Start of Provided data
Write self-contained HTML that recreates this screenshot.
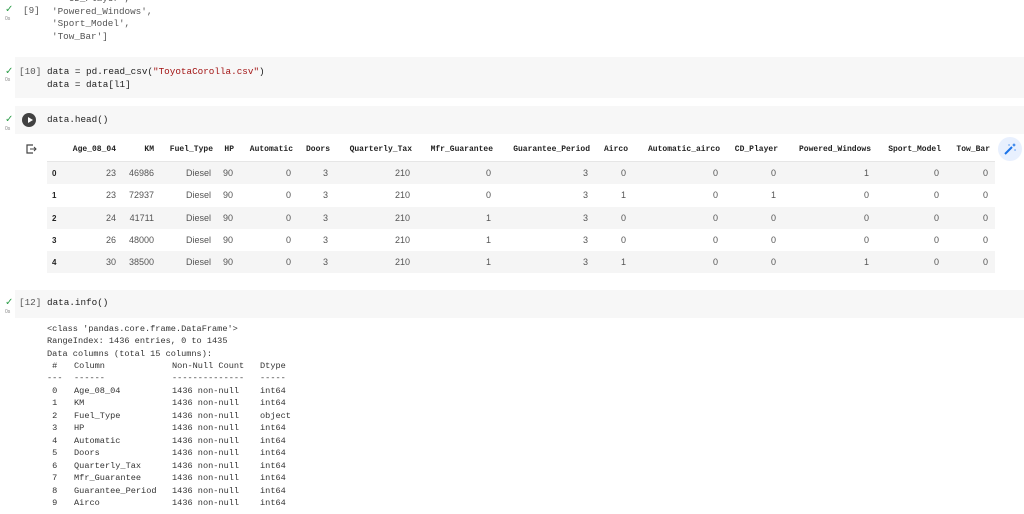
<!DOCTYPE html>
<html><head><meta charset="utf-8"><style>
body{margin:0;width:1024px;height:514px;background:#fff;position:relative;overflow:hidden;font-family:"Liberation Mono",monospace;}
.a{position:absolute;white-space:pre;}
.m{font-family:"Liberation Mono",monospace;font-size:9.3px;color:#212121;}
.cell{position:absolute;left:15px;right:0;background:#f7f7f7;}
.ck{position:absolute;color:#2e9e4a;font-size:10px;font-family:"DejaVu Sans",sans-serif;}
.ds{position:absolute;color:#888;font-size:5px;font-family:"Liberation Sans",sans-serif;}
.hd{font-family:"Liberation Mono",monospace;font-weight:bold;font-size:8px;color:#222;}
.v{font-family:"Liberation Sans",sans-serif;font-size:9px;color:#555;}
.stripe{position:absolute;left:47px;width:948px;height:22px;background:#f5f5f5;}
.o{font-family:"Liberation Mono",monospace;font-size:8.6px;color:#333;line-height:12.45px;}
</style></head><body>
<div class="ck" style="left:5px;top:4px">✓</div><div class="ds" style="left:5px;top:16px">0s</div>
<div class="a m" style="left:23px;top:5px;color:#555">[9]</div>
<div class="a m" style="left:52px;top:-7px;line-height:12.5px;color:#555">  'CD_Player',
'Powered_Windows',
'Sport_Model',
'Tow_Bar']</div>

<div class="cell" style="top:57px;height:41px"></div>
<div class="ck" style="left:5px;top:66px">✓</div><div class="ds" style="left:5px;top:77px">0s</div>
<div class="a m" style="left:19px;top:66px;color:#555">[10]</div>
<div class="a m" style="left:47px;top:65px;line-height:13px">data = pd.read_csv(<span style="color:#a31515">"ToyotaCorolla.csv"</span>)
data = data[l1]</div>

<div class="cell" style="top:106px;height:28px"></div>
<div class="ck" style="left:5px;top:114px">✓</div><div class="ds" style="left:5px;top:126px">0s</div>
<div style="position:absolute;left:22px;top:113px;width:14px;height:14px;border-radius:50%;background:#424242"></div>
<div style="position:absolute;left:28px;top:117px;width:0;height:0;border-left:5px solid #fff;border-top:3px solid transparent;border-bottom:3px solid transparent"></div>
<div class="a m" style="left:47px;top:114px">data.head()</div>

<svg style="position:absolute;left:25px;top:143px" width="12" height="12" viewBox="0 0 12 12"><path d="M8 2H2V10H8" fill="none" stroke="#444" stroke-width="1.2"/><path d="M5 6H11M9 4L11 6L9 8" fill="none" stroke="#444" stroke-width="1"/></svg>

<div class="stripe" style="top:162px"></div>
<div class="stripe" style="top:207px"></div>
<div class="stripe" style="top:251px"></div>
<div style="position:absolute;left:47px;width:948px;top:161px;height:1px;background:#e6e6e6"></div>

<div id="t"></div>
<div style="position:absolute;left:998px;top:137px;width:24px;height:24px;border-radius:50%;background:#e8f0fe"></div>
<svg style="position:absolute;left:1003px;top:142px" width="14" height="14" viewBox="0 0 14 14"><path d="M2 12L9 5" stroke="#1a73e8" stroke-width="2"/><path d="M11 1l.6 1.4L13 3l-1.4.6L11 5l-.6-1.4L9 3l1.4-.6zM6 2l.4.8L7 3l-.6.3L6 4l-.3-.7L5 3l.7-.2zM12 7l.4.8L13 8l-.6.3L12 9l-.3-.7L11 8l.7-.2z" fill="#1a73e8"/></svg>

<div class="cell" style="top:290px;height:28px"></div>
<div class="ck" style="left:5px;top:297px">✓</div><div class="ds" style="left:5px;top:309px">0s</div>
<div class="a m" style="left:19px;top:297px;color:#555">[12]</div>
<div class="a m" style="left:47px;top:297px">data.info()</div>
<div class="a o" style="left:47px;top:323px">&lt;class 'pandas.core.frame.DataFrame'&gt;
RangeIndex: 1436 entries, 0 to 1435
Data columns (total 15 columns):</div>
<div class="a o" style="left:47px;top:360px"> #
---
 0
 1
 2
 3
 4
 5
 6
 7
 8
 9</div>
<div class="a o" style="left:74px;top:360px">Column
------

KM
Fuel_Type
HP
Automatic
Doors
Quarterly_Tax
Mfr_Guarantee
Guarantee_Period
Airco</div>
<div class="a o" style="left:74px;top:385px">Age_08_04</div>
<div class="a o" style="left:172px;top:360px">Non-Null Count
--------------
1436 non-null
1436 non-null
1436 non-null
1436 non-null
1436 non-null
1436 non-null
1436 non-null
1436 non-null
1436 non-null
1436 non-null</div>
<div class="a o" style="left:260px;top:360px">Dtype
-----
int64
int64
object
int64
int64
int64
int64
int64
int64
int64</div>
<script>
var R=[116,154,213,234,293,330,412,493,590,628,720,778,871,941,990];
var H=["Age_08_04","KM","Fuel_Type","HP","Automatic","Doors","Quarterly_Tax","Mfr_Guarantee","Guarantee_Period","Airco","Automatic_airco","CD_Player","Powered_Windows","Sport_Model","Tow_Bar"];
var D=[["23","46986","Diesel","90","0","3","210","0","3","0","0","0","1","0","0"],
["23","72937","Diesel","90","0","3","210","0","3","1","0","1","0","0","0"],
["24","41711","Diesel","90","0","3","210","1","3","0","0","0","0","0","0"],
["26","48000","Diesel","90","0","3","210","1","3","0","0","0","0","0","0"],
["30","38500","Diesel","90","0","3","210","1","3","1","0","0","1","0","0"]];
var Y=[168,190,213,235,257];var s="";
for(var i=0;i<15;i++){s+='<div class="a hd" style="right:'+(1024-R[i])+'px;top:145px">'+H[i]+'</div>';}
for(var r=0;r<5;r++){s+='<div class="a hd" style="left:52px;top:'+(Y[r]+1)+'px;font-family:Liberation Sans,sans-serif">'+r+'</div>';
for(var i=0;i<15;i++){var x=R[i]-2;if(i==1)x=R[1];if(i==3)x=233;if(i==0)x=116;s+='<div class="a v" style="right:'+(1024-x)+'px;top:'+Y[r]+'px">'+D[r][i]+'</div>';}}
document.getElementById("t").innerHTML=s;
</script>
</body></html>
End of Provided data
### [Exercise description]
Without the pictures, transcribe the listing above exactly.

### [Written response]
Write self-contained HTML that recreates this screenshot.
<!DOCTYPE html>
<html><head><meta charset="utf-8"><style>
body{margin:0;width:1024px;height:514px;background:#fff;position:relative;overflow:hidden;font-family:"Liberation Mono",monospace;}
.a{position:absolute;white-space:pre;}
.m{font-family:"Liberation Mono",monospace;font-size:9.3px;color:#212121;}
.cell{position:absolute;left:15px;right:0;background:#f7f7f7;}
.ck{position:absolute;color:#2e9e4a;font-size:10px;font-family:"DejaVu Sans",sans-serif;}
.ds{position:absolute;color:#888;font-size:5px;font-family:"Liberation Sans",sans-serif;}
.hd{font-family:"Liberation Mono",monospace;font-weight:bold;font-size:8px;color:#222;}
.v{font-family:"Liberation Sans",sans-serif;font-size:9px;color:#555;}
.stripe{position:absolute;left:47px;width:948px;height:22px;background:#f5f5f5;}
.o{font-family:"Liberation Mono",monospace;font-size:8.6px;color:#333;line-height:12.45px;}
</style></head><body>
<div class="ck" style="left:5px;top:4px">✓</div><div class="ds" style="left:5px;top:16px">0s</div>
<div class="a m" style="left:23px;top:5px;color:#555">[9]</div>
<div class="a m" style="left:52px;top:-7px;line-height:12.5px;color:#555">  'CD_Player',
'Powered_Windows',
'Sport_Model',
'Tow_Bar']</div>

<div class="cell" style="top:57px;height:41px"></div>
<div class="ck" style="left:5px;top:66px">✓</div><div class="ds" style="left:5px;top:77px">0s</div>
<div class="a m" style="left:19px;top:66px;color:#555">[10]</div>
<div class="a m" style="left:47px;top:65px;line-height:13px">data = pd.read_csv(<span style="color:#a31515">"ToyotaCorolla.csv"</span>)
data = data[l1]</div>

<div class="cell" style="top:106px;height:28px"></div>
<div class="ck" style="left:5px;top:114px">✓</div><div class="ds" style="left:5px;top:126px">0s</div>
<div style="position:absolute;left:22px;top:113px;width:14px;height:14px;border-radius:50%;background:#424242"></div>
<div style="position:absolute;left:28px;top:117px;width:0;height:0;border-left:5px solid #fff;border-top:3px solid transparent;border-bottom:3px solid transparent"></div>
<div class="a m" style="left:47px;top:114px">data.head()</div>

<svg style="position:absolute;left:25px;top:143px" width="12" height="12" viewBox="0 0 12 12"><path d="M8 2H2V10H8" fill="none" stroke="#444" stroke-width="1.2"/><path d="M5 6H11M9 4L11 6L9 8" fill="none" stroke="#444" stroke-width="1"/></svg>

<div class="stripe" style="top:162px"></div>
<div class="stripe" style="top:207px"></div>
<div class="stripe" style="top:251px"></div>
<div style="position:absolute;left:47px;width:948px;top:161px;height:1px;background:#e6e6e6"></div>

<div id="t"></div>
<div style="position:absolute;left:998px;top:137px;width:24px;height:24px;border-radius:50%;background:#e8f0fe"></div>
<svg style="position:absolute;left:1003px;top:142px" width="14" height="14" viewBox="0 0 14 14"><path d="M2 12L9 5" stroke="#1a73e8" stroke-width="2"/><path d="M11 1l.6 1.4L13 3l-1.4.6L11 5l-.6-1.4L9 3l1.4-.6zM6 2l.4.8L7 3l-.6.3L6 4l-.3-.7L5 3l.7-.2zM12 7l.4.8L13 8l-.6.3L12 9l-.3-.7L11 8l.7-.2z" fill="#1a73e8"/></svg>

<div class="cell" style="top:290px;height:28px"></div>
<div class="ck" style="left:5px;top:297px">✓</div><div class="ds" style="left:5px;top:309px">0s</div>
<div class="a m" style="left:19px;top:297px;color:#555">[12]</div>
<div class="a m" style="left:47px;top:297px">data.info()</div>
<div class="a o" style="left:47px;top:323px">&lt;class 'pandas.core.frame.DataFrame'&gt;
RangeIndex: 1436 entries, 0 to 1435
Data columns (total 15 columns):</div>
<div class="a o" style="left:47px;top:360px"> #
---
 0
 1
 2
 3
 4
 5
 6
 7
 8
 9</div>
<div class="a o" style="left:74px;top:360px">Column
------

KM
Fuel_Type
HP
Automatic
Doors
Quarterly_Tax
Mfr_Guarantee
Guarantee_Period
Airco</div>
<div class="a o" style="left:74px;top:385px">Age_08_04</div>
<div class="a o" style="left:172px;top:360px">Non-Null Count
--------------
1436 non-null
1436 non-null
1436 non-null
1436 non-null
1436 non-null
1436 non-null
1436 non-null
1436 non-null
1436 non-null
1436 non-null</div>
<div class="a o" style="left:260px;top:360px">Dtype
-----
int64
int64
object
int64
int64
int64
int64
int64
int64
int64</div>
<script>
var R=[116,154,213,234,293,330,412,493,590,628,720,778,871,941,990];
var H=["Age_08_04","KM","Fuel_Type","HP","Automatic","Doors","Quarterly_Tax","Mfr_Guarantee","Guarantee_Period","Airco","Automatic_airco","CD_Player","Powered_Windows","Sport_Model","Tow_Bar"];
var D=[["23","46986","Diesel","90","0","3","210","0","3","0","0","0","1","0","0"],
["23","72937","Diesel","90","0","3","210","0","3","1","0","1","0","0","0"],
["24","41711","Diesel","90","0","3","210","1","3","0","0","0","0","0","0"],
["26","48000","Diesel","90","0","3","210","1","3","0","0","0","0","0","0"],
["30","38500","Diesel","90","0","3","210","1","3","1","0","0","1","0","0"]];
var Y=[168,190,213,235,257];var s="";
for(var i=0;i<15;i++){s+='<div class="a hd" style="right:'+(1024-R[i])+'px;top:145px">'+H[i]+'</div>';}
for(var r=0;r<5;r++){s+='<div class="a hd" style="left:52px;top:'+(Y[r]+1)+'px;font-family:Liberation Sans,sans-serif">'+r+'</div>';
for(var i=0;i<15;i++){var x=R[i]-2;if(i==1)x=R[1];if(i==3)x=233;if(i==0)x=116;s+='<div class="a v" style="right:'+(1024-x)+'px;top:'+Y[r]+'px">'+D[r][i]+'</div>';}}
document.getElementById("t").innerHTML=s;
</script>
</body></html>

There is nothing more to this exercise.